A major breakthrough in the classroom relates to a phenomenon known as “Restorative Practice”. This is a process where conflict in the classroom can be resolved more thoughtfully. Where once a teacher might have responded in frustration to a situation, restorative practice encourages avoiding blame and approaching the conflict or difficulty with empathy. The end goal aims for all parties – whether educator or student – to walk away feeling empowered and respected. This technique has been deemed especially beneficial in equipping educators to deal with students who might have conditions such as autism, ADHD or tourrettes – all types of neurodivergence which have been historically linked to misinterpretation on the end of the educator and thus resulting in undue punishment.
Another key change in education has been increased awareness and empathy. These may sound like obvious steps forward, but they are also important. As more educators have become savvy to the presence of ND in the classroom and ways they can support those students who may not respond well to typical linear or text-based teachings, experiences have naturally and organically improved for neurodivergent students. This comprehensive journal on Valuing Difference from Kappan gives a really brilliant summary of the ways teachers are learning and adapting to improve their approach to managing an ND classroom.
Along with awareness growing amongst educational professionals, it is equally important for knowledge about neurodiversity to be shared with pupils too. In Scotland, the Learn About Neurodiversity at School (LEANS) initiative is taking steps for understanding about neurodiversity to be accrued by pupils whilst at primary school. Proactive measures such as this will hopefully instil a greater level of both empathy and togetherness between students which will benefit both those who are neurodivergent and those who are neurotypical throughout their years as they grow up. In the first few seconds of this video clip about the project from Channel 5 News, pupils’ articulate comments about neurodiversity illustrate just how positive an impact their work is having.

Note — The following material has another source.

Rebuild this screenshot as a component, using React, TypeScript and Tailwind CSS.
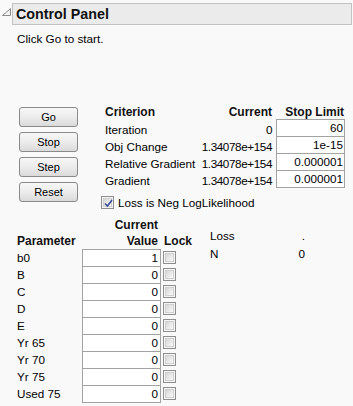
import React from "react";

const Box = ({ checked = false }: { checked?: boolean }) => (
  <div className="w-[13px] h-[13px] border border-[#8e8f8f] bg-[#f4f4f4] p-[1px]">
    <div className="relative w-full h-full border border-[#d0d0d0] bg-gradient-to-br from-[#d6d6d6] to-[#fafafa]">
      {checked && (
        <svg className="absolute left-0 top-0" width="9" height="9" viewBox="0 0 9 9">
          <path d="M1 4.5 L3.5 7 L8 1" fill="none" stroke="#3a4c96" strokeWidth="1.6" />
        </svg>
      )}
    </div>
  </div>
);

const Btn = ({ label }: { label: string }) => (
  <div className="w-[59px] h-[20px] border border-[#8a8a8a] rounded-[3px] bg-gradient-to-b from-[#f7f7f7] via-[#ececec] to-[#dadada] text-center text-[11px] leading-[18px] text-black">
    {label}
  </div>
);

const criteria = [
  ["Iteration", "0", "60"],
  ["Obj Change", "1.34078e+154", "1e-15"],
  ["Relative Gradient", "1.34078e+154", "0.000001"],
  ["Gradient", "1.34078e+154", "0.000001"],
];

const params = ["b0", "B", "C", "D", "E", "Yr 65", "Yr 70", "Yr 75", "Used 75"];

export default function App() {
  return (
    <div className="w-[353px] h-[406px] overflow-hidden bg-[#f9f9f9] text-black font-['Liberation_Sans',Arial,sans-serif] text-[11.7px]">
      {/* Header */}
      <div className="flex items-start pt-[3px] pl-[2px] pr-[1px]">
        <svg className="mt-[5px]" width="9" height="8" viewBox="0 0 9 8">
          <path d="M8.5 0.5 L8.5 7.5 L0.5 7.5 Z" fill="#f2f2f2" stroke="#8c8c8c" strokeWidth="1" />
        </svg>
        <div className="ml-[1px] flex-1 h-[22px] border border-[#c2c2c2] bg-[#ebebeb] pl-[3px] text-[14.3px] font-bold leading-[20px] text-[#111]">
          Control Panel
        </div>
      </div>

      <div className="mt-[6px] pl-[17px] leading-[16px]">Click Go to start.</div>

      {/* Main */}
      <div className="mt-[57px] flex items-start">
        <div className="w-[101px] pl-[19px] pt-[3px] flex flex-col gap-[5px]">
          <Btn label="Go" />
          <Btn label="Stop" />
          <Btn label="Step" />
          <Btn label="Reset" />
        </div>
        <div className="flex flex-col">
          <div className="pl-[4px] flex">
            <div className="w-[95px] flex flex-col">
              <div className="h-[15px] pt-[1px] leading-[15px] font-bold text-[12px] text-[#111]">Criterion</div>
              {criteria.map((c) => (
                <div key={c[0]} className="h-[17px] pt-[2px] leading-[17px] whitespace-nowrap">{c[0]}</div>
              ))}
            </div>
            <div className="w-[72px] flex flex-col text-right">
              <div className="h-[15px] pt-[1px] leading-[15px] font-bold text-[12px] text-[#111]">Current</div>
              {criteria.map((c) => (
                <div key={c[0]} className="h-[17px] pt-[2px] leading-[17px] whitespace-nowrap tracking-[-0.4px]">{c[1]}</div>
              ))}
            </div>
            <div className="ml-[4px] w-[69px] flex flex-col text-right">
              <div className="h-[15px] pt-[1px] pr-[1px] leading-[15px] font-bold text-[12px] text-[#111] whitespace-nowrap">Stop Limit</div>
              <div className="border-t border-[#a3a3a3]">
                {criteria.map((c) => (
                  <div key={c[0]} className="h-[17px] border-x border-b border-[#a3a3a3] bg-white pr-[1px] leading-[16px]">{c[2]}</div>
                ))}
              </div>
            </div>
          </div>
          <div className="mt-[8px] flex items-start gap-[4px]">
            <Box checked />
            <div className="h-[13px] leading-[13px] whitespace-nowrap">Loss is Neg LogLikelihood</div>
          </div>
        </div>
      </div>

      {/* Parameters */}
      <div className="mt-[8px] flex items-start">
        <div className="pl-[17px] w-[82px] flex flex-col">
          <div className="h-[17px]" />
          <div className="h-[15px] leading-[15px] font-bold text-[12px] text-[#111]">Parameter</div>
          <div className="pt-[1px]">
            {params.map((p) => (
              <div key={p} className="h-[17px] leading-[16px] whitespace-nowrap">{p}</div>
            ))}
          </div>
        </div>
        <div className="w-[79px] flex flex-col text-right">
          <div className="h-[17px] leading-[17px] pr-[3px] font-bold text-[12px] text-[#111]">Current</div>
          <div className="h-[15px] leading-[15px] pr-[3px] font-bold text-[12px] text-[#111]">Value</div>
          <div className="border-t border-[#a3a3a3]">
            {params.map((p) => (
              <div key={p} className="h-[17px] border-x border-b border-[#a3a3a3] bg-white pr-[2px] leading-[16px]">
                {p === "b0" ? "1" : "0"}
              </div>
            ))}
          </div>
        </div>
        <div className="ml-[2px] w-[28px] flex flex-col">
          <div className="h-[17px]" />
          <div className="h-[15px] leading-[15px] pl-[1px] font-bold text-[12px] text-[#111]">Lock</div>
          <div className="pt-[1px]">
            {params.map((p) => (
              <div key={p} className="h-[17px] pt-[1px]">
                <Box />
              </div>
            ))}
          </div>
        </div>
        <div className="ml-[19px] mt-[10px] w-[95px] flex flex-col">
          <div className="h-[18px] leading-[17px] flex justify-between">
            <span>Loss</span>
            <span>.</span>
          </div>
          <div className="h-[18px] leading-[17px] flex justify-between">
            <span>N</span>
            <span>0</span>
          </div>
        </div>
      </div>
    </div>
  );
}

Another area of development relates to diagnosis. In higher education, in particular, diagnosis has lagged behind, often deemed something reserved for younger students. A careless attitude of “well, if you’ve made it this far, a diagnosis probably isn’t necessary” can be extremely invalidating as receiving a diagnosis can greatly empower individuals and allow them to cater better to their own learning. That’s why it’s great to see more and more universities providing screeners and bursaries to make accessing accurate diagnosis when in higher education easier than ever via schemes such as the DSA which can source non-medical help like Ayoa, and more.
Still, things are far from perfect in the classroom and there’s still much to do and achieve going forward. The pandemic has had a huge impact on education overall. In fact, a 2020 McKinsey study found that students experienced a three-month loss in learning in maths and one and a half months in reading. As Understood outlined in their 2022 ND predictions list, this may lead to a push for unnecessary screening from parents seeking assurance that their child is not struggling unduly. While screenings should certainly be given to any who require them, it’s important that panic shouldn’t filter away crucial resources from the ND students who desperately need them.
As the education sector recovers from the pandemic, and with teachers still burned out – funding, time and training will be crucial in improving the state of neurodiversity in education in 2022 and beyond.